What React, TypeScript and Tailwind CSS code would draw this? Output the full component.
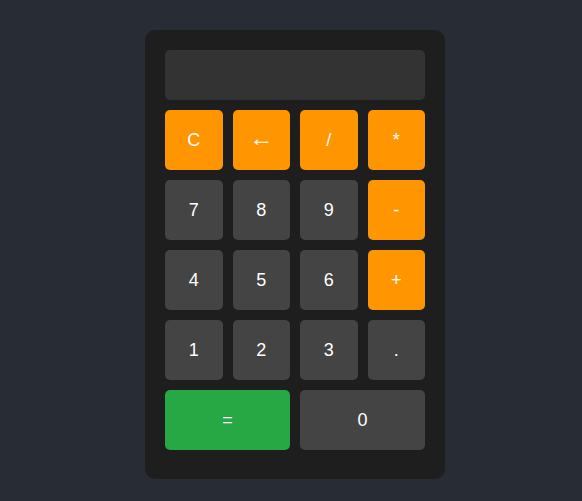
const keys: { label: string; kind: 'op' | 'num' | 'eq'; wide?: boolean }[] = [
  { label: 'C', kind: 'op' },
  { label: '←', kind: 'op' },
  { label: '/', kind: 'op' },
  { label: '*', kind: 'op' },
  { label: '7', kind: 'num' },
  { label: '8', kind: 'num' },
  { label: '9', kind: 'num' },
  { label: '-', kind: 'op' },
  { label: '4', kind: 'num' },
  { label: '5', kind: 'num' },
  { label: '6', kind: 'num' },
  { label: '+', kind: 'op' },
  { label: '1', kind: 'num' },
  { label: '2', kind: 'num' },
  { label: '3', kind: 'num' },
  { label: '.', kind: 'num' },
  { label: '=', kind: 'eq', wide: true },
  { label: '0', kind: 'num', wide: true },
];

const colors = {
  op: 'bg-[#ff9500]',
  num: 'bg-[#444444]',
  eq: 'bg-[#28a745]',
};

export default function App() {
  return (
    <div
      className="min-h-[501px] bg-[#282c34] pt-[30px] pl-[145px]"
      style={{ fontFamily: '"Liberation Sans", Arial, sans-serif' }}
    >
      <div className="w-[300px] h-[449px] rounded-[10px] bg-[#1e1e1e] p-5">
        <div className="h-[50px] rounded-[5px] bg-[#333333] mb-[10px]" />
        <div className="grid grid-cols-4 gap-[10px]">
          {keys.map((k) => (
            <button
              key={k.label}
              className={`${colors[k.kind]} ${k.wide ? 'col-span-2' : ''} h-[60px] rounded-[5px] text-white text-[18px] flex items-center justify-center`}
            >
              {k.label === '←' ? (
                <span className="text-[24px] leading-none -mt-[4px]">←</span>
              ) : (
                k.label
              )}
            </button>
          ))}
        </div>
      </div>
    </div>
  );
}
▬▬▬▬▬▬
GOAL =>
Would you return the data exactly as written, without the pictures?

SOLUTION =>
What React, TypeScript and Tailwind CSS code would draw this? Output the full component.
const keys: { label: string; kind: 'op' | 'num' | 'eq'; wide?: boolean }[] = [
  { label: 'C', kind: 'op' },
  { label: '←', kind: 'op' },
  { label: '/', kind: 'op' },
  { label: '*', kind: 'op' },
  { label: '7', kind: 'num' },
  { label: '8', kind: 'num' },
  { label: '9', kind: 'num' },
  { label: '-', kind: 'op' },
  { label: '4', kind: 'num' },
  { label: '5', kind: 'num' },
  { label: '6', kind: 'num' },
  { label: '+', kind: 'op' },
  { label: '1', kind: 'num' },
  { label: '2', kind: 'num' },
  { label: '3', kind: 'num' },
  { label: '.', kind: 'num' },
  { label: '=', kind: 'eq', wide: true },
  { label: '0', kind: 'num', wide: true },
];

const colors = {
  op: 'bg-[#ff9500]',
  num: 'bg-[#444444]',
  eq: 'bg-[#28a745]',
};

export default function App() {
  return (
    <div
      className="min-h-[501px] bg-[#282c34] pt-[30px] pl-[145px]"
      style={{ fontFamily: '"Liberation Sans", Arial, sans-serif' }}
    >
      <div className="w-[300px] h-[449px] rounded-[10px] bg-[#1e1e1e] p-5">
        <div className="h-[50px] rounded-[5px] bg-[#333333] mb-[10px]" />
        <div className="grid grid-cols-4 gap-[10px]">
          {keys.map((k) => (
            <button
              key={k.label}
              className={`${colors[k.kind]} ${k.wide ? 'col-span-2' : ''} h-[60px] rounded-[5px] text-white text-[18px] flex items-center justify-center`}
            >
              {k.label === '←' ? (
                <span className="text-[24px] leading-none -mt-[4px]">←</span>
              ) : (
                k.label
              )}
            </button>
          ))}
        </div>
      </div>
    </div>
  );
}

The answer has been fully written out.